— start Data provided —

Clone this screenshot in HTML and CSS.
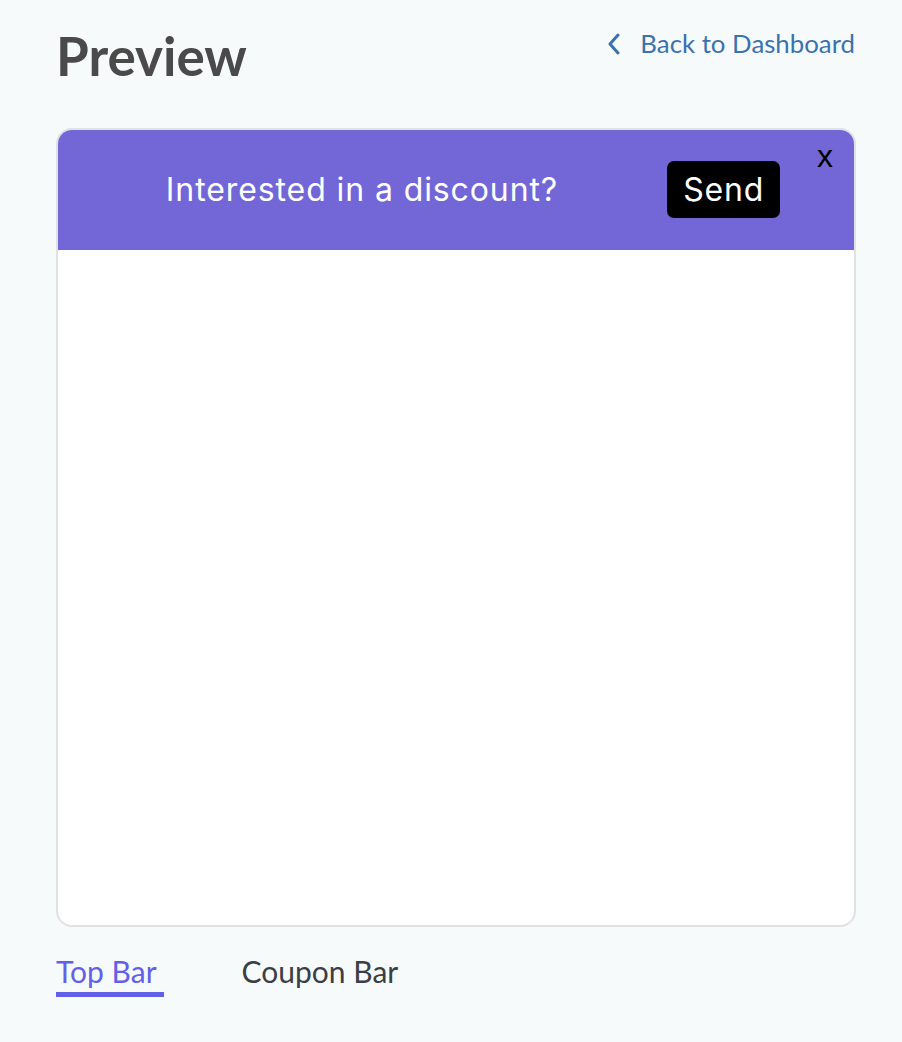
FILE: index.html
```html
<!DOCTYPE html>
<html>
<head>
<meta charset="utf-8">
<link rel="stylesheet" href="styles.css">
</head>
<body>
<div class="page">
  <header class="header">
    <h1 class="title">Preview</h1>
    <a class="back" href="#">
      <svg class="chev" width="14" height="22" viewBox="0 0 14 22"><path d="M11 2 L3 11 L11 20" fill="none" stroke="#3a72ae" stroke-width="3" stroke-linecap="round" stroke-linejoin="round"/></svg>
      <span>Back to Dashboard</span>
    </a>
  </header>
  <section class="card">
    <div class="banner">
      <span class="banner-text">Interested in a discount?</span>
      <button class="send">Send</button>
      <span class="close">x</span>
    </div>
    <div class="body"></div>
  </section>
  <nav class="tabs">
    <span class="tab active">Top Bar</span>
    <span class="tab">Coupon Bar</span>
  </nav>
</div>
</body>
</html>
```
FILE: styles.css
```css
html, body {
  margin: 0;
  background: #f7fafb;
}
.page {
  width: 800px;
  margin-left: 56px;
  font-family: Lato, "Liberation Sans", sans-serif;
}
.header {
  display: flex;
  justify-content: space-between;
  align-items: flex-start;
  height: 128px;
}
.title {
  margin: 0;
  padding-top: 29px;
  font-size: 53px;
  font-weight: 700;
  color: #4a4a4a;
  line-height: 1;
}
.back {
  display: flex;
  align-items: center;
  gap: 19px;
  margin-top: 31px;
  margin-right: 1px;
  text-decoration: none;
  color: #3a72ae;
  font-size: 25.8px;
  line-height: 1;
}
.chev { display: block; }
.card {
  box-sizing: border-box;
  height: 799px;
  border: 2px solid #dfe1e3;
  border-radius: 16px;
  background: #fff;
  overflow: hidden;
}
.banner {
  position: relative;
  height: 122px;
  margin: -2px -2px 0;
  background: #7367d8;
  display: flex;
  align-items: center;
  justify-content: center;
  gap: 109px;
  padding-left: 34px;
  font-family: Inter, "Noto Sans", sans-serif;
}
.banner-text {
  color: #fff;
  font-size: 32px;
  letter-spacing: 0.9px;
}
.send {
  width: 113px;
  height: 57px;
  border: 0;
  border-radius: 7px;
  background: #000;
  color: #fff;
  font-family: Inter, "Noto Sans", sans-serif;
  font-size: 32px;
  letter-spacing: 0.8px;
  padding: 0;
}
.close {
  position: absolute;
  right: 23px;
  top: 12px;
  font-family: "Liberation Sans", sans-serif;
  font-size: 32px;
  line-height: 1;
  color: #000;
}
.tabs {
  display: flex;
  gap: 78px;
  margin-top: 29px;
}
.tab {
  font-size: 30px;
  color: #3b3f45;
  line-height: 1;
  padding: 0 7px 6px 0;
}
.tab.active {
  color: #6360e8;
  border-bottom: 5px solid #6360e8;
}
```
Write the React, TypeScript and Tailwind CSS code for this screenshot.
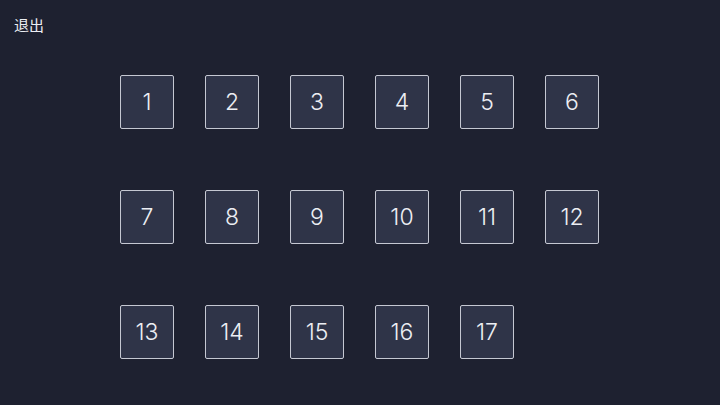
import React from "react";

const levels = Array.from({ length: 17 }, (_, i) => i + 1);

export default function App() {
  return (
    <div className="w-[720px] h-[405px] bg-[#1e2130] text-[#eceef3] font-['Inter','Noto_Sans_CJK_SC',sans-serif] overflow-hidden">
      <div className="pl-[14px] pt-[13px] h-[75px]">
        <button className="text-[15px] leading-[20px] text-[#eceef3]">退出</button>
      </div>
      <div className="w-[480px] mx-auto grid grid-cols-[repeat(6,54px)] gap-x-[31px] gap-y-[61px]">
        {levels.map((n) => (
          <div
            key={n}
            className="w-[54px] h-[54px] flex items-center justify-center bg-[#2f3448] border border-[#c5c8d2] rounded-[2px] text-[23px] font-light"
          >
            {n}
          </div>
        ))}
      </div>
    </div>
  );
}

— end Data provided —

> [Goal] Quote in full the listing given above; the images are to be left out.

> [Response to this task]
Clone this screenshot in HTML and CSS.
FILE: index.html
```html
<!DOCTYPE html>
<html>
<head>
<meta charset="utf-8">
<link rel="stylesheet" href="styles.css">
</head>
<body>
<div class="page">
  <header class="header">
    <h1 class="title">Preview</h1>
    <a class="back" href="#">
      <svg class="chev" width="14" height="22" viewBox="0 0 14 22"><path d="M11 2 L3 11 L11 20" fill="none" stroke="#3a72ae" stroke-width="3" stroke-linecap="round" stroke-linejoin="round"/></svg>
      <span>Back to Dashboard</span>
    </a>
  </header>
  <section class="card">
    <div class="banner">
      <span class="banner-text">Interested in a discount?</span>
      <button class="send">Send</button>
      <span class="close">x</span>
    </div>
    <div class="body"></div>
  </section>
  <nav class="tabs">
    <span class="tab active">Top Bar</span>
    <span class="tab">Coupon Bar</span>
  </nav>
</div>
</body>
</html>
```
FILE: styles.css
```css
html, body {
  margin: 0;
  background: #f7fafb;
}
.page {
  width: 800px;
  margin-left: 56px;
  font-family: Lato, "Liberation Sans", sans-serif;
}
.header {
  display: flex;
  justify-content: space-between;
  align-items: flex-start;
  height: 128px;
}
.title {
  margin: 0;
  padding-top: 29px;
  font-size: 53px;
  font-weight: 700;
  color: #4a4a4a;
  line-height: 1;
}
.back {
  display: flex;
  align-items: center;
  gap: 19px;
  margin-top: 31px;
  margin-right: 1px;
  text-decoration: none;
  color: #3a72ae;
  font-size: 25.8px;
  line-height: 1;
}
.chev { display: block; }
.card {
  box-sizing: border-box;
  height: 799px;
  border: 2px solid #dfe1e3;
  border-radius: 16px;
  background: #fff;
  overflow: hidden;
}
.banner {
  position: relative;
  height: 122px;
  margin: -2px -2px 0;
  background: #7367d8;
  display: flex;
  align-items: center;
  justify-content: center;
  gap: 109px;
  padding-left: 34px;
  font-family: Inter, "Noto Sans", sans-serif;
}
.banner-text {
  color: #fff;
  font-size: 32px;
  letter-spacing: 0.9px;
}
.send {
  width: 113px;
  height: 57px;
  border: 0;
  border-radius: 7px;
  background: #000;
  color: #fff;
  font-family: Inter, "Noto Sans", sans-serif;
  font-size: 32px;
  letter-spacing: 0.8px;
  padding: 0;
}
.close {
  position: absolute;
  right: 23px;
  top: 12px;
  font-family: "Liberation Sans", sans-serif;
  font-size: 32px;
  line-height: 1;
  color: #000;
}
.tabs {
  display: flex;
  gap: 78px;
  margin-top: 29px;
}
.tab {
  font-size: 30px;
  color: #3b3f45;
  line-height: 1;
  padding: 0 7px 6px 0;
}
.tab.active {
  color: #6360e8;
  border-bottom: 5px solid #6360e8;
}
```
Write the React, TypeScript and Tailwind CSS code for this screenshot.
import React from "react";

const levels = Array.from({ length: 17 }, (_, i) => i + 1);

export default function App() {
  return (
    <div className="w-[720px] h-[405px] bg-[#1e2130] text-[#eceef3] font-['Inter','Noto_Sans_CJK_SC',sans-serif] overflow-hidden">
      <div className="pl-[14px] pt-[13px] h-[75px]">
        <button className="text-[15px] leading-[20px] text-[#eceef3]">退出</button>
      </div>
      <div className="w-[480px] mx-auto grid grid-cols-[repeat(6,54px)] gap-x-[31px] gap-y-[61px]">
        {levels.map((n) => (
          <div
            key={n}
            className="w-[54px] h-[54px] flex items-center justify-center bg-[#2f3448] border border-[#c5c8d2] rounded-[2px] text-[23px] font-light"
          >
            {n}
          </div>
        ))}
      </div>
    </div>
  );
}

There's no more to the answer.